Dynamic Convolution: Attention Over Convolution Kernels (paper)

One of the main problems with light-weight CNNs, such as MobileNetV2, is their limited representation capability due to the constrained depth (i.e., number of layers) and width (i.e., number of channels) to maintain low computational requirements. In this paper, the authors propose dynamic convolutions to boost the capability of the convolution layers by aggregating the results of multiple parallel convolutions with attention weights, without increasing the computation significantly.

Image source: Chen et al.

Dynamic convolutions consist of applying K convolution kernels that share the same kernel size and input/output dimensions instead of a single operation, their results are then aggregated using attention weights produced with small attention module.
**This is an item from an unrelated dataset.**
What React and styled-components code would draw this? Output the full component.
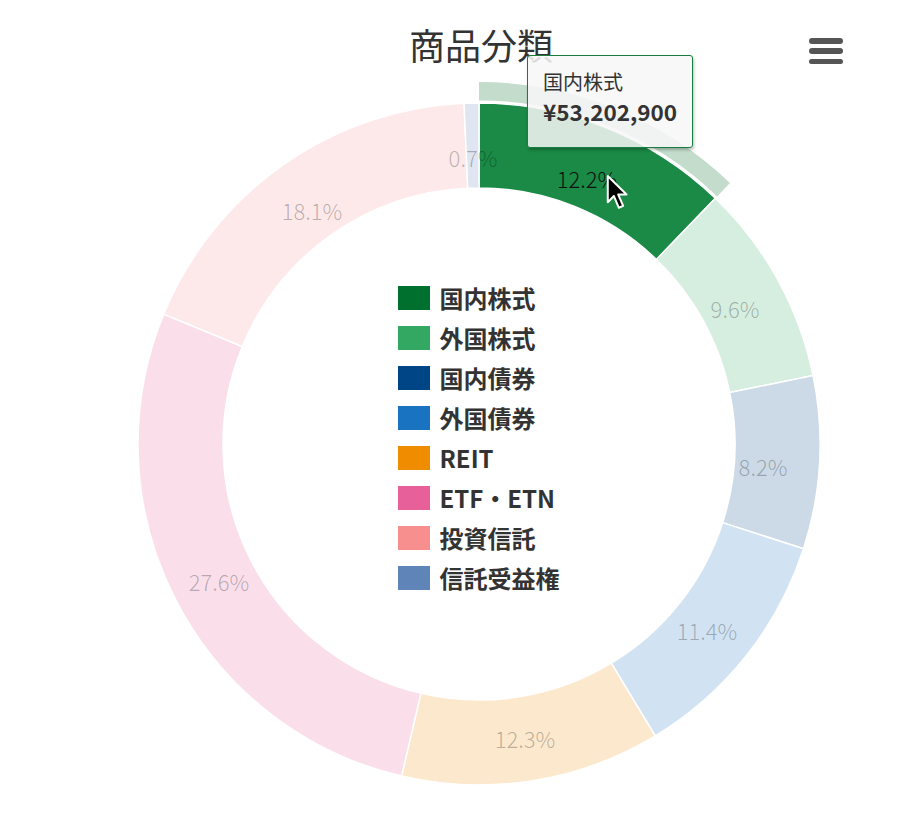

For faster training, the kernel weights are constrained to triangles where each attention weights are in range [0, 1] and their sum equal to one.

PolarMask: Single Shot Instance Segmentation with Polar Representation (paper)

PolarMask proposes to represent the masks for each detected object in an instance segmentation task using polar coordinates. Polar representation compared to Cartesian representation has many inherent advantages: (1) The origin point of the Polar coordinates can be seen as the center of the object. (2) Starting from the origin point, the contour of the object can be determined only by the distance from the center and the angle. (3) The angle is naturally directional (starting from 0° to 360°) and makes it very convenient to connect the points into a whole contour.

Image source: Xie et al.

The model is based on FCOS, where for a given instance, we have three outputs: the classification probabilities over \(k\) classes (e.g., \(k= 80\) on COCO dataset), the center of the object (Polar Centerness), and the distances from the center (Mask Regression). The paper proposes to use \(n = 36\) distances from the center, so the angle between two points in the contour is 10° in this case. Based on these outputs, the extent of each object can be detected easily in a single shot manner without needing a sub-head network for pixel-wise segmentation over each detected object as in Mask-RCNN.

Other papers:

Generative models and image synthesis

Learning Physics-Guided Face Relighting Under Directional Light (paper)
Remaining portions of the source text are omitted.